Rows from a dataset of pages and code
★ ★ ★

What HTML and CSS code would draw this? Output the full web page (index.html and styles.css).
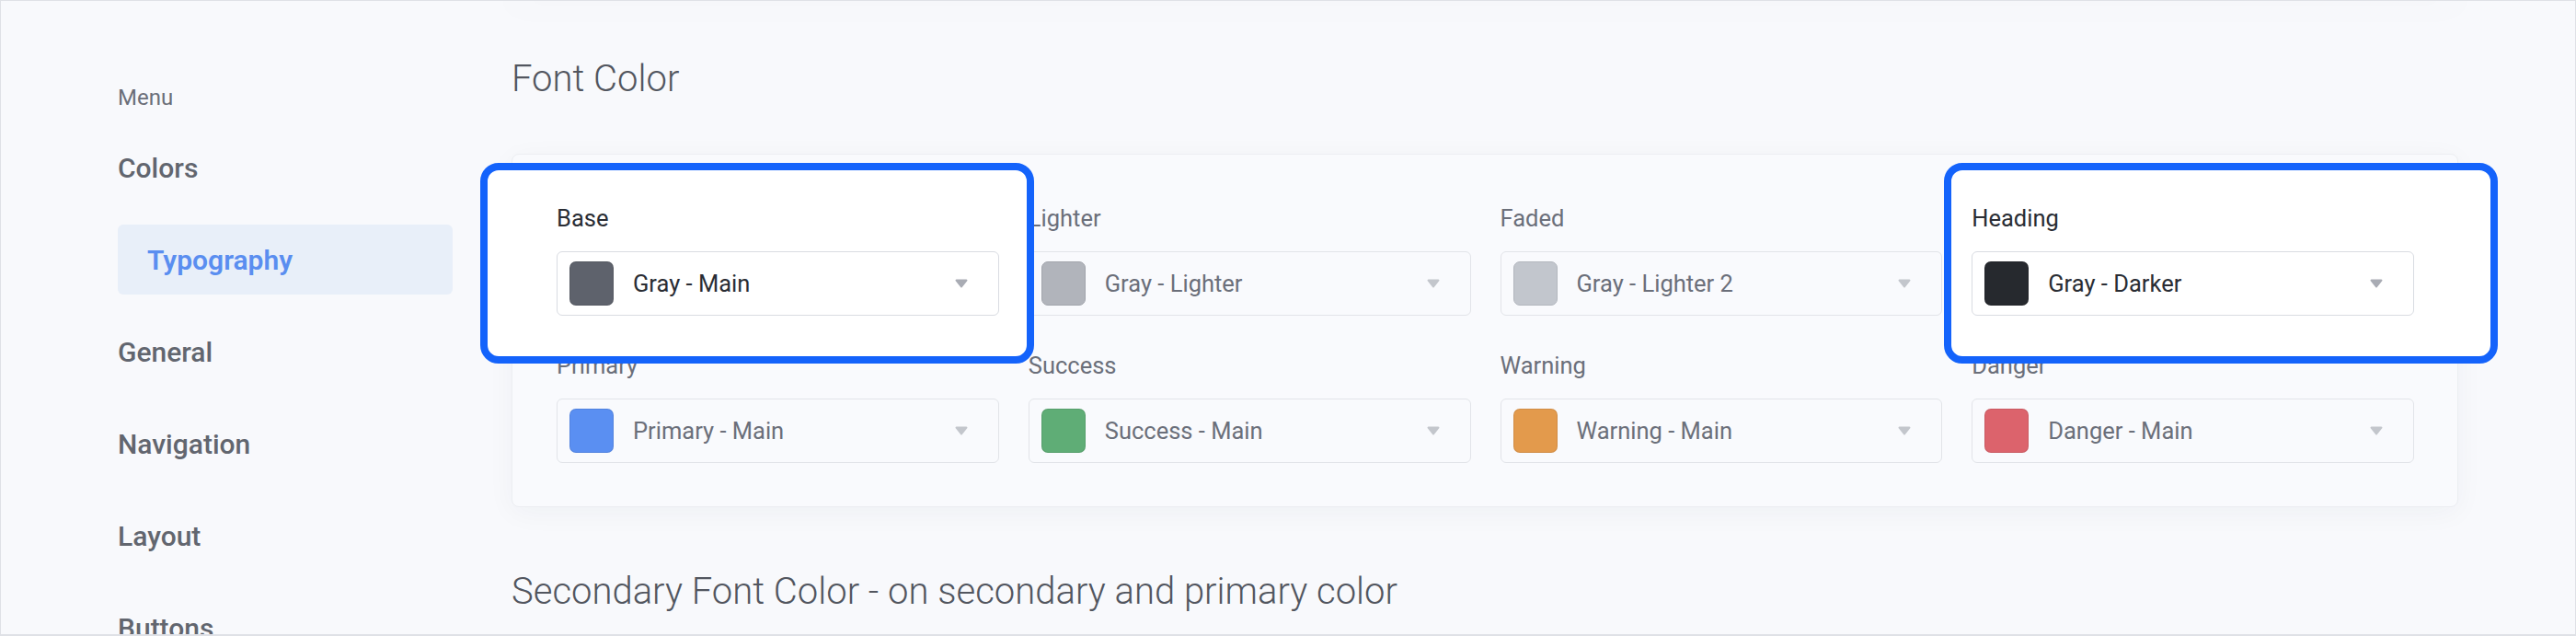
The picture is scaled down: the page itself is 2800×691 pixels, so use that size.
FILE: index.html
```html
<!DOCTYPE html>
<html lang="en">
<head>
<meta charset="utf-8">
<title>Typography settings</title>
<link rel="stylesheet" href="styles.css">
</head>
<body>
<div class="frame">
  <aside class="sidebar">
    <div class="menu-title">Menu</div>
    <nav class="nav">
      <div class="nav-item">Colors</div>
      <div class="nav-item active">Typography</div>
      <div class="nav-item">General</div>
      <div class="nav-item">Navigation</div>
      <div class="nav-item">Layout</div>
      <div class="nav-item">Buttons</div>
    </nav>
  </aside>
  <main class="main">
    <div class="prev-card"></div>
    <h2 class="section-title">Font Color</h2>
    <section class="card">
      <div class="field hl hl-left">
        <div class="label">Base</div>
        <div class="select">
          <span class="swatch sw-gray"></span>
          <span class="value">Gray - Main</span>
          <svg class="arrow" width="14" height="10" viewBox="0 0 14 10"><path d="M1.6 0.5h10.8a1.1 1.1 0 0 1 .85 1.8L7.85 8.9a1.1 1.1 0 0 1-1.7 0L.75 2.3A1.1 1.1 0 0 1 1.6.5z"/></svg>
        </div>
      </div>
      <div class="field">
        <div class="label">Lighter</div>
        <div class="select">
          <span class="swatch sw-lighter"></span>
          <span class="value">Gray - Lighter</span>
          <svg class="arrow" width="14" height="10" viewBox="0 0 14 10"><path d="M1.6 0.5h10.8a1.1 1.1 0 0 1 .85 1.8L7.85 8.9a1.1 1.1 0 0 1-1.7 0L.75 2.3A1.1 1.1 0 0 1 1.6.5z"/></svg>
        </div>
      </div>
      <div class="field">
        <div class="label">Faded</div>
        <div class="select">
          <span class="swatch sw-lighter2"></span>
          <span class="value">Gray - Lighter 2</span>
          <svg class="arrow" width="14" height="10" viewBox="0 0 14 10"><path d="M1.6 0.5h10.8a1.1 1.1 0 0 1 .85 1.8L7.85 8.9a1.1 1.1 0 0 1-1.7 0L.75 2.3A1.1 1.1 0 0 1 1.6.5z"/></svg>
        </div>
      </div>
      <div class="field hl hl-right">
        <div class="label">Heading</div>
        <div class="select">
          <span class="swatch sw-darker"></span>
          <span class="value">Gray - Darker</span>
          <svg class="arrow" width="14" height="10" viewBox="0 0 14 10"><path d="M1.6 0.5h10.8a1.1 1.1 0 0 1 .85 1.8L7.85 8.9a1.1 1.1 0 0 1-1.7 0L.75 2.3A1.1 1.1 0 0 1 1.6.5z"/></svg>
        </div>
      </div>
      <div class="field">
        <div class="label">Primary</div>
        <div class="select">
          <span class="swatch sw-primary"></span>
          <span class="value">Primary - Main</span>
          <svg class="arrow" width="14" height="10" viewBox="0 0 14 10"><path d="M1.6 0.5h10.8a1.1 1.1 0 0 1 .85 1.8L7.85 8.9a1.1 1.1 0 0 1-1.7 0L.75 2.3A1.1 1.1 0 0 1 1.6.5z"/></svg>
        </div>
      </div>
      <div class="field">
        <div class="label">Success</div>
        <div class="select">
          <span class="swatch sw-success"></span>
          <span class="value">Success - Main</span>
          <svg class="arrow" width="14" height="10" viewBox="0 0 14 10"><path d="M1.6 0.5h10.8a1.1 1.1 0 0 1 .85 1.8L7.85 8.9a1.1 1.1 0 0 1-1.7 0L.75 2.3A1.1 1.1 0 0 1 1.6.5z"/></svg>
        </div>
      </div>
      <div class="field">
        <div class="label">Warning</div>
        <div class="select">
          <span class="swatch sw-warning"></span>
          <span class="value">Warning - Main</span>
          <svg class="arrow" width="14" height="10" viewBox="0 0 14 10"><path d="M1.6 0.5h10.8a1.1 1.1 0 0 1 .85 1.8L7.85 8.9a1.1 1.1 0 0 1-1.7 0L.75 2.3A1.1 1.1 0 0 1 1.6.5z"/></svg>
        </div>
      </div>
      <div class="field">
        <div class="label">Danger</div>
        <div class="select">
          <span class="swatch sw-danger"></span>
          <span class="value">Danger - Main</span>
          <svg class="arrow" width="14" height="10" viewBox="0 0 14 10"><path d="M1.6 0.5h10.8a1.1 1.1 0 0 1 .85 1.8L7.85 8.9a1.1 1.1 0 0 1-1.7 0L.75 2.3A1.1 1.1 0 0 1 1.6.5z"/></svg>
        </div>
      </div>
    </section>
    <h2 class="section-title second">Secondary Font Color - on secondary and primary color</h2>
  </main>
</div>
</body>
</html>
```

FILE: styles.css
```css
*, *::before, *::after { box-sizing: border-box; }

html, body {
  margin: 0;
  padding: 0;
  background: #f8f9fc;
}

body {
  font-family: Roboto, "Liberation Sans", Arial, sans-serif;
}

.frame {
  width: 2800px;
  height: 691px;
  border: 1px solid #dfe1e6;
  border-bottom-width: 2px;
  background: #f8f9fc;
  display: flex;
  overflow: hidden;
}

/* Sidebar */
.sidebar {
  flex: 0 0 491px;
  padding: 89px 0 0 127px;
}

.menu-title {
  font-size: 24px;
  line-height: 32px;
  color: #6b6f79;
  margin-bottom: 22px;
}

.nav {
  display: flex;
  flex-direction: column;
  gap: 24px;
}

.nav-item {
  width: 364px;
  height: 76px;
  display: flex;
  align-items: center;
  font-size: 30px;
  font-weight: 500;
  color: #62666f;
  flex-shrink: 0;
}

.nav-item.active {
  background: #e8eff9;
  border-radius: 6px;
  padding-left: 32px;
  color: #5a8ef0;
  font-weight: 600;
}

/* Main */
.main {
  flex: 1;
  padding: 0 127px 0 64px;
  min-width: 0;
}

.prev-card {
  height: 0;
  box-shadow: 0 0 36px 8px rgba(40, 50, 80, 0.025);
}

.section-title {
  margin: 61px 0 0;
  font-size: 40px;
  line-height: 48px;
  font-weight: 300;
  color: #52565f;
  white-space: nowrap;
}

.section-title.second {
  margin-top: 68px;
}

.card {
  margin-top: 57px;
  background: #f9fafd;
  border: 1px solid #eceef2;
  border-radius: 8px;
  box-shadow: 0 6px 30px rgba(30, 40, 70, 0.045);
  padding: 53px 47px 47px 48px;
  display: grid;
  grid-template-columns: repeat(4, 1fr);
  column-gap: 32px;
  row-gap: 38px;
}

.field {
  min-width: 0;
}

.label {
  font-size: 25.5px;
  line-height: 32px;
  color: #6b6f7a;
  margin-bottom: 20px;
  white-space: nowrap;
}

.select {
  height: 70px;
  border: 1px solid #e2e4e9;
  border-radius: 6px;
  display: flex;
  align-items: center;
  padding: 0 33px 0 13px;
  background: #f9fafd;
}

.swatch {
  flex: 0 0 48px;
  width: 48px;
  height: 48px;
  border-radius: 7px;
  border: 1px solid rgba(0, 0, 0, 0.08);
  margin-right: 21px;
}

.value {
  flex: 1;
  font-size: 25.5px;
  line-height: 32px;
  color: #6b6f7a;
  white-space: nowrap;
}

.arrow {
  flex: 0 0 14px;
  fill: #c3c6cc;
}

.sw-gray { background: #5e626c; }
.sw-lighter { background: #b1b4bb; border-color: #a2a5ac; }
.sw-lighter2 { background: #c2c6cd; border-color: #b3b7be; }
.sw-darker { background: #26292e; }
.sw-primary { background: #5a8ff2; }
.sw-success { background: #5fad76; }
.sw-warning { background: #e39a4c; }
.sw-danger { background: #dc636c; }

/* Highlight overlay on selected fields */
.hl {
  position: relative;
}

.hl::before {
  content: "";
  position: absolute;
  top: -44px;
  width: 602px;
  height: 218px;
  background: #ffffff;
  border: 8px solid #1463fb;
  border-radius: 20px;
  z-index: 1;
}

.hl-left::before { left: -83px; }
.hl-right::before { left: -30px; }

.hl > * {
  position: relative;
  z-index: 2;
}

.hl .label,
.hl .value {
  color: #2a2d34;
}

.hl .select {
  background: #ffffff;
  border-color: #d9dce2;
}

.hl .arrow {
  fill: #a9acb4;
}
```
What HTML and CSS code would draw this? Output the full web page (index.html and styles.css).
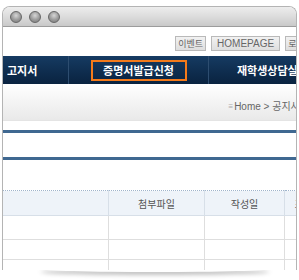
FILE: index.html
```
<!DOCTYPE html>
<html lang="ko">
<head>
  <meta charset="UTF-8" />
  <title>공지사항</title>
  <link rel="stylesheet" href="styles.css">
</head>
<body>
  <div class="window">
    <div class="titlebar">
      <span class="dot"></span>
      <span class="dot"></span>
      <span class="dot"></span>
    </div>

    <div class="page">
      <div class="top-menu">
        <span class="top-btn">이벤트</span>
        <span class="top-btn en">HOMEPAGE</span>
        <span class="top-btn">로그인</span>
      </div>

      <div class="gnb">
        <div class="gnb-item first">고지서</div>
        <div class="gnb-item active"><span>증명서발급신청</span></div>
        <div class="gnb-item last">재학생상담실</div>
      </div>

      <div class="location">
        <span class="loc-icon">≡</span>Home &gt; 공지사항
      </div>

      <div class="title-box"></div>

      <table class="board">
        <thead>
          <tr>
            <th class="c-title"></th>
            <th class="c-file">첨부파일</th>
            <th class="c-date">작성일</th>
            <th class="c-hit">조회</th>
          </tr>
        </thead>
        <tbody>
          <tr class="r1"><td></td><td></td><td></td><td></td></tr>
          <tr class="r2"><td></td><td></td><td></td><td></td></tr>
          <tr class="r3"><td></td><td></td><td></td><td></td></tr>
        </tbody>
      </table>
    </div>
  </div>
  <div class="curl"></div>
</body>
</html>
```

FILE: styles.css
```
body {
  margin: 0;
  background: #fff;
  font-family: "Noto Sans CJK KR", "Liberation Sans", sans-serif;
  width: 299px;
  height: 280px;
  overflow: hidden;
  position: relative;
}

.window {
  margin: 6px 0 0 2px;
  width: 293px;
  height: 263px;
  border: 1px solid #b4b4b4;
  border-bottom: none;
  border-radius: 8px 8px 0 0;
  overflow: hidden;
  background: #fff;
  position: relative;
  z-index: 1;
}

.titlebar {
  height: 19px;
  background: linear-gradient(#ededed 0%, #dcdcdc 50%, #c9c9c9 100%);
  border-bottom: 1px solid #9c9c9c;
  display: flex;
  align-items: center;
  padding-left: 7px;
  gap: 7px;
}

.dot {
  width: 10px;
  height: 10px;
  border-radius: 50%;
  border: 1px solid #666;
  background: radial-gradient(circle at 50% 35%, #d6d6d6 0%, #9a9a9a 55%, #7a7a7a 100%);
}

.page {
  width: 320px;
}

.top-menu {
  height: 24px;
  display: flex;
  justify-content: flex-end;
  align-items: flex-end;
  gap: 5px;
  padding-right: 7px;
}

.top-btn {
  height: 13px;
  line-height: 13px;
  padding: 0 2px;
  background: linear-gradient(#f2f2f2, #dedede);
  border: 1px solid #b9b9b9;
  color: #666;
  font-size: 9px;
}

.top-btn.en {
  font-family: "Liberation Sans", sans-serif;
  font-size: 10px;
  padding: 0 5px;
}

.gnb {
  margin-top: 5px;
  height: 28px;
  background: linear-gradient(#163b62 0%, #0e2c4d 60%, #0a2340 100%);
  display: flex;
  align-items: center;
  color: #fff;
  font-size: 11px;
  font-weight: bold;
}

.gnb-item {
  height: 100%;
  box-sizing: border-box;
  display: flex;
  align-items: center;
  justify-content: center;
  border-right: 1px solid #2d4d70;
}

.gnb-item.first {
  width: 66px;
  justify-content: flex-start;
  padding-left: 4px;
}

.gnb-item.active {
  width: 140px;
}

.gnb-item.active span {
  border: 2px solid #f47a1a;
  width: 92px;
  height: 17px;
  display: flex;
  align-items: center;
  justify-content: center;
}

.gnb-item.last {
  border-right: none;
  justify-content: flex-start;
  padding-left: 28px;
}

.location {
  height: 37px;
  box-sizing: border-box;
  background: linear-gradient(#ffffff 0%, #f6f6f6 40%, #e9e9e9 100%);
  border-bottom: 1px solid #e4e4e4;
  display: flex;
  align-items: flex-end;
  justify-content: flex-end;
  padding: 0 14px 7px 0;
  font-size: 10px;
  line-height: 12px;
  color: #666;
  font-family: "Liberation Sans", "Noto Sans CJK KR", sans-serif;
}

.loc-icon {
  color: #aaa;
  font-size: 8px;
  margin-right: 1px;
}

.title-box {
  margin-top: 9px;
  height: 24px;
  border-top: 3px solid #3f6891;
  border-bottom: 3px solid #3f6891;
}

.board {
  margin-top: 30px;
  border-collapse: collapse;
  table-layout: fixed;
  width: 320px;
  font-size: 10px;
  color: #555;
}

.board th {
  height: 24px;
  padding: 0;
  background: #eef3f9;
  border-top: 1px dotted #9fb4cc;
  border-bottom: 1px solid #d7dfe8;
  border-left: 1px solid #d7dfe8;
  font-weight: normal;
}

.board th:first-child,
.board td:first-child {
  border-left: none;
}

.board td {
  padding: 0;
  border-bottom: 1px solid #dedede;
  border-left: 1px solid #dedede;
}

.c-title { width: 105px; }
.c-file { width: 95px; }
.c-date { width: 79px; }

.r1 td { height: 23px; }
.r2 td { height: 19px; }
.r3 td { height: 10px; }

.curl {
  position: absolute;
  left: 40px;
  top: 266px;
  width: 230px;
  height: 6px;
  border-radius: 50%;
  box-shadow: 0 3px 4px rgba(0,0,0,0.25);
}
```
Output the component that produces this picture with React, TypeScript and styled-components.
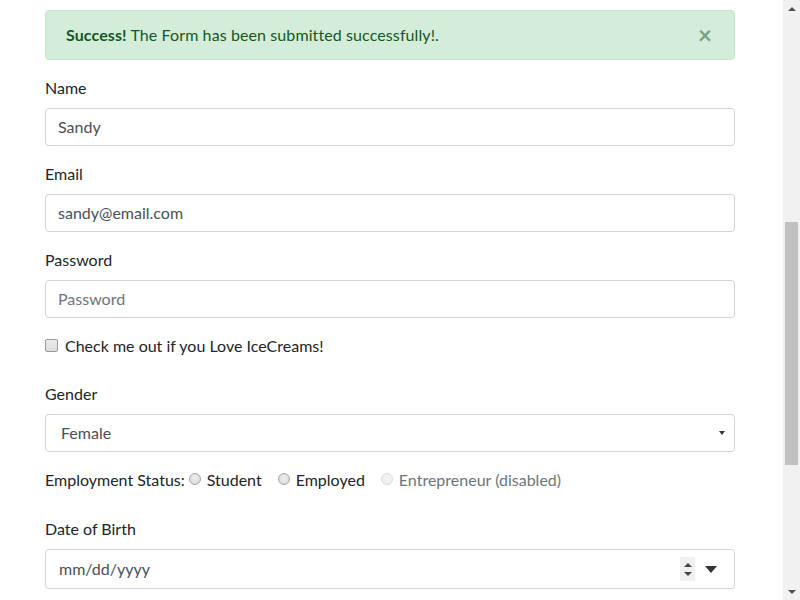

★ ★ ★

== Problem description ==
Report how many lines in the data contain the word "that", with no words besides the number.

== Correct result ==
2